Brian Cox does the man-on-a-mission role quite convincingly, and Kelly Hu pulls off his martial-arts-armed minion in a manner that makes the viewer forget she is just an actress. She’s vile, cunning, and a perfect match against Wolverine. Director Singer and his band of writers, including Michael Dougherty and Daniel P. Harris, did a masterful job of balancing this driving character action with some of the other key players.
Whom there are many: Cyclops (James Marsden), Halle Berry’s Storm, Anna Paquin’s more adult Rogue, and the extremely important Jean Grey (Famke Jepsen). Everyone has a favorite character, but for a multi-character universe such as this, it’s important to give each member of an ensemble cast some room to tell his or her part of the story and grow.

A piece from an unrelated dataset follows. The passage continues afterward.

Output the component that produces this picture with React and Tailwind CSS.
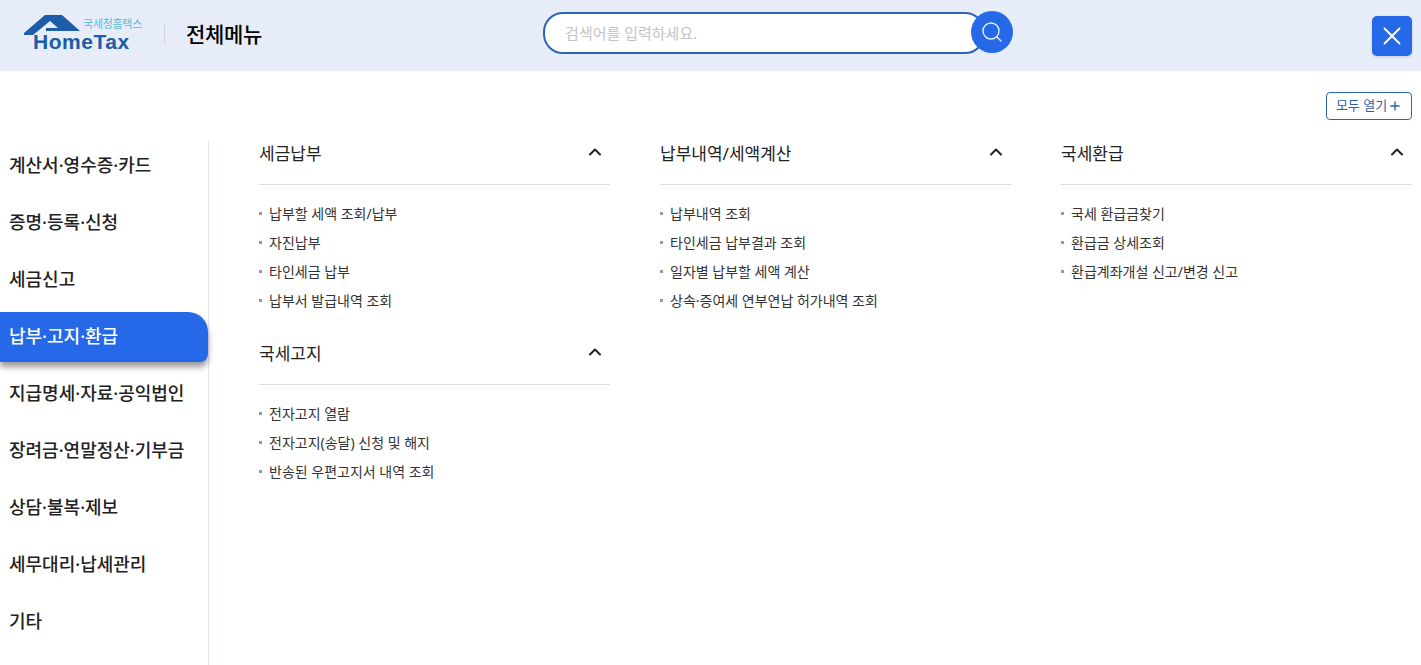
import { ChevronUp, Plus, Search, X } from 'lucide-react';

const sideMenu = [
  '계산서·영수증·카드',
  '증명·등록·신청',
  '세금신고',
  '납부·고지·환급',
  '지급명세·자료·공익법인',
  '장려금·연말정산·기부금',
  '상담·불복·제보',
  '세무대리·납세관리',
  '기타',
];

const columns = [
  [
    { title: '세금납부', items: ['납부할 세액 조회/납부', '자진납부', '타인세금 납부', '납부서 발급내역 조회'] },
    { title: '국세고지', items: ['전자고지 열람', '전자고지(송달) 신청 및 해지', '반송된 우편고지서 내역 조회'] },
  ],
  [
    { title: '납부내역/세액계산', items: ['납부내역 조회', '타인세금 납부결과 조회', '일자별 납부할 세액 계산', '상속·증여세 연부연납 허가내역 조회'] },
  ],
  [
    { title: '국세환급', items: ['국세 환급금찾기', '환급금 상세조회', '환급계좌개설 신고/변경 신고'] },
  ],
];

const Logo = () => (
  <div className="relative mt-[15px] h-[38px] w-[118px] shrink-0">
    <svg className="absolute left-0 top-0" width="80" height="24" viewBox="0 0 80 24">
      <path d="M0 18 L21 0 L38 0 L56 16 L22 16 L22 13 L34 13 L26 6 L9 20 L0 20 Z" fill="#1d5ca6" />
    </svg>
    <span className="absolute right-0 top-[2px] text-[11px] leading-[14px] tracking-[-0.3px] text-[#5db8d6]">국세청홈택스</span>
    <span className="absolute left-[9px] top-[15px] font-['Liberation_Sans',sans-serif] text-[21px] font-bold leading-[24px] tracking-[0.55px] text-[#1d5ca6]">HomeTax</span>
  </div>
);

const Section = ({ title, items }) => (
  <section className="mb-[26px]">
    <div className="flex h-11 items-start justify-between border-b border-[#dddddd]">
      <h3 className="text-[17px] leading-[26px] font-normal text-[#222222]">{title}</h3>
      <ChevronUp size={20} strokeWidth={2.4} className="mr-[5px] mt-[1px] text-[#222222]" />
    </div>
    <ul className="mt-[14px]">
      {items.map((item) => (
        <li key={item} className="flex h-[29px] items-center text-[14px] text-[#333333]">
          <span className="mr-[7px] h-[3px] w-[3px] bg-[#999999]" />
          {item}
        </li>
      ))}
    </ul>
  </section>
);

const App = () => {
  return (
    <div className="h-[665px] overflow-hidden bg-white font-['Noto_Sans','Noto_Sans_CJK_KR',sans-serif]">
      <header className="flex h-[71px] items-start bg-[#e6edf8] pl-6 pr-[9px]">
        <Logo />
        <div className="ml-[22px] mt-6 h-5 w-px bg-[#cfd3da]" />
        <h1 className="ml-[21px] mt-[19px] text-[21px] leading-[30px] font-medium tracking-[-0.3px] text-black">전체메뉴</h1>
        <div className="ml-[281px] mt-[11px] flex items-start">
          <div className="mt-px flex h-[42px] w-[442px] items-center rounded-[20px] border-2 border-[#2b63b9] bg-white pl-5 text-[15px] text-[#c4c4c4]">
            검색어를 입력하세요.
          </div>
          <button className="-ml-[14px] grid h-[42px] w-[42px] place-items-center rounded-full bg-[#2568e8] text-[#e6edf8]">
            <Search size={24} strokeWidth={1.4} />
          </button>
        </div>
        <button className="ml-auto mt-4 grid h-10 w-10 place-items-center rounded-[5px] bg-[#2568e8] text-white shadow-sm">
          <X size={30} strokeWidth={1.5} />
        </button>
      </header>

      <div className="flex h-[70px] items-start justify-end pr-[9px] pt-[21px]">
        <button className="flex h-[28px] w-[86px] items-center justify-center rounded-[4px] border border-[#2b63b9] text-[13px] text-[#2b5fa8]">
          모두 열기
          <Plus size={14} strokeWidth={2.4} className="ml-[1px]" />
        </button>
      </div>

      <div className="flex">
        <nav className="flex h-[524px] w-[209px] shrink-0 flex-col gap-[7px] border-r border-[#e2e6f0]">
          {sideMenu.map((label, i) => (
            <div
              key={label}
              className={
                i === 3
                  ? 'flex h-[50px] shrink-0 items-center rounded-tr-[20px] rounded-br-[8px] bg-[#2568e8] pb-[2px] pl-[9px] text-[18px] font-medium text-white shadow-[0_5px_6px_rgba(0,0,0,0.4)]'
                  : 'flex h-[50px] shrink-0 items-center pb-[2px] pl-[9px] text-[18px] font-medium text-[#222222]'
              }
            >
              {label}
            </div>
          ))}
        </nav>
        <div className="ml-[50px] grid w-[1153px] grid-cols-3 gap-x-[50px]">
          {columns.map((sections) => (
            <div key={sections[0].title}>
              {sections.map((s) => (
                <Section key={s.title} title={s.title} items={s.items} />
              ))}
            </div>
          ))}
        </div>
      </div>
    </div>
  );
};

export default App;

“X-Men” had a very introductory feel, in which the cast and crew were getting to know their characters and the story. “X2” is a much more polished production due to the performers’ greater confidence in their roles and thanks to a larger budget for the movie. It has a darker story element and the action effects, along with pinches of romance, fun, and philosophy, are thrilling.
The only area where this sequel is lacking is the element of surprise. The choice to not have a cliffhanger ending was the most surprising aspect, even if it did have incredible emotional resonance in the final moments. It’s almost as if the production team was not sure if there would be a third film for the franchise because the final scene screamed closure and sacrifice for the greater good.
One of the most effective aspects of this film’s dark side is the transformation of some of the mutant children into effective adult killing machines. This is a theme that has recurred throughout history; outsiders, who are feared or ridiculed, decide to make people pay for their suffering. The musical score is very ominous and heavy handed, but this is appropriate for the film. It brings to light much about the nature of humanity and what we do to one another out of fear.